On 9/13/24 7:18 AM, Joanne Koong wrote:
> On Wed, Sep 11, 2024 at 2:32 AM Jingbo Xu <jefflexu@xxxxxxxxxxxxxxxxx> wrote:
>>
>> Hi all,
>>
>> On 6/4/24 3:27 PM, Miklos Szeredi wrote:
>>> On Tue, 4 Jun 2024 at 03:57, Jingbo Xu <jefflexu@xxxxxxxxxxxxxxxxx> wrote:
>>>
>>>> IIUC, there are two sources that may cause deadlock:
>>>> 1) the fuse server needs memory allocation when processing FUSE_WRITE
>>>> requests, which in turn triggers direct memory reclaim, and FUSE
>>>> writeback then - deadlock here
>>>
>>> Yep, see the folio_wait_writeback() call deep in the guts of direct
>>> reclaim, which sleeps until the PG_writeback flag is cleared. If that
>>> happens to be triggered by the writeback in question, then that's a
>>> deadlock.
>>
>> After diving deep into the direct reclaim code, there are some insights
>> may be helpful.
>>
>> Back to the time when the support for fuse writeback is introduced, i.e.
>> commit 3be5a52b30aa ("fuse: support writable mmap") since v2.6.26, the
>> direct reclaim indeed unconditionally waits for PG_writeback flag being
>> cleared. At that time the direct reclaim is implemented in a two-stage
>> style, stage 1) pass over the LRU list to start parallel writeback
>> asynchronously, and stage 2) synchronously wait for completion of the
>> writeback previously started.
>>
>> This two-stage design and the unconditionally waiting for PG_writeback
>> flag being cleared is removed by commit 41ac199 ("mm: vmscan: do not
>> stall on writeback during memory compaction") since v3.5.
>>
>> Though the direct reclaim logic continues to evolve and the waiting is
>> added back, now the stall will happen only when the direct reclaim is
>> triggered from kswapd or memory cgroup.
>>
>> Specifically the stall will only happen in following certain conditions
>> (see shrink_folio_list() for details):
>> 1) kswapd
>> 2) or it's a user process under a non-root memory cgroup (actually
>> cgroup_v1) with GFP_IO permitted
>>
>> Thus the potential deadlock does not exist actually (if I'm not wrong) if:
>> 1) cgroup is not enabled
>> 2) or cgroup_v2 is actually used
>> 3) or (memory cgroup is enabled and is attached upon cgroup_v1) the fuse
>> server actually resides under the root cgroup
>> 4) or (the fuse server resides under a non-root memory cgroup_v1), but
>> the fuse server advertises itself as a PR_IO_FLUSHER[1]
>>
>>
>> Then we could considering adding a new feature bit indicating that any
>> one of the above condition is met and thus the fuse server is safe from
>> the potential deadlock inside direct reclaim. When this feature bit is
>> set, the kernel side could bypass the temp page copying when doing
>> writeback.
>>
>
> Hi Jingbo, thanks for sharing your analysis of this.
>
> Having the temp page copying gated on the conditions you mentioned
> above seems a bit brittle to me. My understanding is that the mm code
> for when it decides to stall or not stall can change anytime in the
> future, in which case that seems like it could automatically break our
> precondition assumptions.
So this is why PR_IO_FLUSHER is introduced here, which is specifically
for user space components playing a role in IO stack, e.g. fuse daemon,
tcmu/nbd daemon, etc. PR_IO_FLUSHER offers guarantee similar to
GFP_NOIO, but for user space components. At least we can rely on the
assumption that mm would take PR_IO_FLUSHER into account.

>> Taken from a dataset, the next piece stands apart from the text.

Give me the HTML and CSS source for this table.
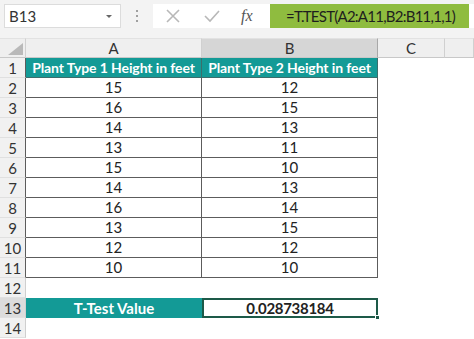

The limitation of the PR_IO_FLUSHER approach is that, as pointed by
Miklos[1], there may be multiple components or services involved to
service the fuse requests, and the kernel side has no effective way to
check if all services in the whole chain have set PR_IO_FLUSHER.
> Additionally, if I'm understanding it
> correctly, we also would need to know if the writeback is being
> triggered from reclaim by kswapd - is there even a way in the kernel
> to check that?
Nope. What I mean in the previous email is that, kswapd can get stalled
in direct reclaim, while the normal process, e.g. the fuse server, may
not get stalled in certain condition, e.g. explicitly advertising
PR_IO_FLUSHER.
>
> I'm wondering if there's some way we could tell if a folio is under
> reclaim when we're writing it back. I'm not familiar yet with the
> reclaim code, but my initial thoughts were whether it'd be possible to
> purpose the PG_reclaim flag or perhaps if the folio is not on any lru
> list, as an indication that it's being reclaimed. We could then just
> use the temp page in those cases, and skip the temp page otherwise.
That is a good idea but I'm afraid it doesn't works. Explained below.
>
> Could you also point me to where in the reclaim code we end up
> invoking the writeback callback? I see pageout() calls ->writepage()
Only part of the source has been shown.